As I’ve been reading Deep Church Rising, I’ve also been reading a range of early Christian writings: The Didache, The Shepherd of Hermas, the letters of St. Irenaeus, Augustine’s Confessions, a commentary on the Gospel of Matthew. I am struck by the fact that Jesus’ life was profound and mysterious. The Christian message is profound and mysterious. The work of putting the message into practice in complex. And the Church is indeed deep. It’s vast in space and time; it’s rich and multilayered — and it’s worth attention.
The question immediately asserts itself: “What’s real?” And the need for any collective answer to be achieved through an intersubjective process seems to me to be perfectly obvious.
At a basic level, is shalom real?

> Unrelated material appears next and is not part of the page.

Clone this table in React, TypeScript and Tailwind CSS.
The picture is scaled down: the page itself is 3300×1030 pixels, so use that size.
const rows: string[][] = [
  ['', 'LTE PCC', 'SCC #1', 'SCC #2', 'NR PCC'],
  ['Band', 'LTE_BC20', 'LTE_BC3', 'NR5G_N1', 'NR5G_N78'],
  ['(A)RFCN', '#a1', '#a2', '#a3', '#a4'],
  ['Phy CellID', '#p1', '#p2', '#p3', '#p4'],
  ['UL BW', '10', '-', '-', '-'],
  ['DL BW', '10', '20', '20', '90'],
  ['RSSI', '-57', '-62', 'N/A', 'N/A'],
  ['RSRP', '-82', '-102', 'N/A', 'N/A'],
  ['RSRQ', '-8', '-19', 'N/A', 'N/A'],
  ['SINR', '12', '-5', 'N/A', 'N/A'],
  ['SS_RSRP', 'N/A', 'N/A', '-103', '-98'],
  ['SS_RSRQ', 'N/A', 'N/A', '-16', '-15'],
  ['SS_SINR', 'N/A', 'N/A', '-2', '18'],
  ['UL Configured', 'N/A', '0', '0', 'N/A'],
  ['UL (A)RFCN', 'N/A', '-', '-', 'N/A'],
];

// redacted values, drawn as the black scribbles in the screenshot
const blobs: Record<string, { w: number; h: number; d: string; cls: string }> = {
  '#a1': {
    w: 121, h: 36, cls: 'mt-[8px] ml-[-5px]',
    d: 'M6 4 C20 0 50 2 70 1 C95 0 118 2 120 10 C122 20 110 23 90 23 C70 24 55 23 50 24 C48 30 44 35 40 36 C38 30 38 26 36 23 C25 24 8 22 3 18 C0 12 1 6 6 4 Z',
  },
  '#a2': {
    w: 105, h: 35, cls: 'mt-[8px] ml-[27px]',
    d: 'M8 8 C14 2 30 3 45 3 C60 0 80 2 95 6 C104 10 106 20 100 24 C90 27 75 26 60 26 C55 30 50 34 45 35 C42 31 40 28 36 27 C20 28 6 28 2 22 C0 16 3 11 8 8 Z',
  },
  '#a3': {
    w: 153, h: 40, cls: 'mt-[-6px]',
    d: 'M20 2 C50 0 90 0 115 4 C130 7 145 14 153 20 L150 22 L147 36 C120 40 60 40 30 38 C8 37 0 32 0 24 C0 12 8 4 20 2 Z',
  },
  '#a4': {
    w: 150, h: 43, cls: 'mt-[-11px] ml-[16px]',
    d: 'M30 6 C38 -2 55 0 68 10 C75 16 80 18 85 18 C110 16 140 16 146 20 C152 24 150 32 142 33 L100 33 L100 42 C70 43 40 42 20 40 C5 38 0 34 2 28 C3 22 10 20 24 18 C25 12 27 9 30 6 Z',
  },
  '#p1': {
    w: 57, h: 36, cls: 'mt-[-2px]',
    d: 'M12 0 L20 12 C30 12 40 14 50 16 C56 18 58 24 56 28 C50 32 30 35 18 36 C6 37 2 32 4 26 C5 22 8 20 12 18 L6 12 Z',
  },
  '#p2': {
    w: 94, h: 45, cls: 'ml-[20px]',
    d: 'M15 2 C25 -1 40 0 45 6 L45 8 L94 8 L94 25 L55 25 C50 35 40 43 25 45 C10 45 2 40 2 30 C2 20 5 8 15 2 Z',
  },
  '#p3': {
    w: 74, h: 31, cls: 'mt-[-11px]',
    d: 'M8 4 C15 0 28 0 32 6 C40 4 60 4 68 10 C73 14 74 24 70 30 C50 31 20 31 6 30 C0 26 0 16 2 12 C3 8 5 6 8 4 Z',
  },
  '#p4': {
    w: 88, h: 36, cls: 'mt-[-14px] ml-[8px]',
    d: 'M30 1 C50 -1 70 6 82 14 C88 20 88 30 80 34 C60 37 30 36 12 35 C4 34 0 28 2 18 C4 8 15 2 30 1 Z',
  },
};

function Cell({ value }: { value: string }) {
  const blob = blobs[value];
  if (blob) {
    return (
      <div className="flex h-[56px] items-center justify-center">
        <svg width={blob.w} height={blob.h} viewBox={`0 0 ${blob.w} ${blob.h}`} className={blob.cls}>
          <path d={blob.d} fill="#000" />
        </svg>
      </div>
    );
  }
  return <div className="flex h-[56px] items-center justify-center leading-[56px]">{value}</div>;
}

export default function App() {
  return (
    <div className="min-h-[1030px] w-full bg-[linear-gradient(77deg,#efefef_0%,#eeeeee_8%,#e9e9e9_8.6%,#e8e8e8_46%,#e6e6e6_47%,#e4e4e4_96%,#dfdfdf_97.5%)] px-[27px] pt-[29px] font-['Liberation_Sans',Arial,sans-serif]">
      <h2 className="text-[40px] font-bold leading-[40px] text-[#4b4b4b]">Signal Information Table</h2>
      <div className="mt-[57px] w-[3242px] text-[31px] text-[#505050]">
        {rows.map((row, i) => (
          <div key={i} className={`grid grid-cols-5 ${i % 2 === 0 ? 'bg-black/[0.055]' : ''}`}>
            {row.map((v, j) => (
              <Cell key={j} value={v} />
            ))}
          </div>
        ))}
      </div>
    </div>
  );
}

Is it really true that there is a harmony of creation what all beings approach throughout time, through inner and outer alignment? If it’s real, what is it? The intersubjective process helps us to arrive at ideas that persist in time, they lead us into the clearing.
I’m not coming up with a clever punchline here. So to end, I’d just say that I think this is one of the most important ideas.
. . . Except, also, to say this: The creation of intersubjective cohesion generally requires some kind of gathering, and the gathering requires a steward. Or, in relationships that don’t require a steward there is, usually, the stronger and the less strong, though these roles may change over time.
It may not be true for all times and places, but in our time and place, great care must be taken to limit the power of the steward or the stronger. This is because, in our time and place, the steward or the stronger is almost certain to abuse power and to usurp the collective trust of the group to serve his or her own needs to greater degree than it serves the needs of others.
I imagine it’s possible for groups to become savvy enough, both interpersonally and intrapersonally, so that this dynamic isn’t a problem. But in my experience that kind of wisdom is rare, and the abuses of leaders are so frequent as to be nearly ubiquitous. It constricts true clarity, and it’s a real problem.
It’s good to do something to keep it in check.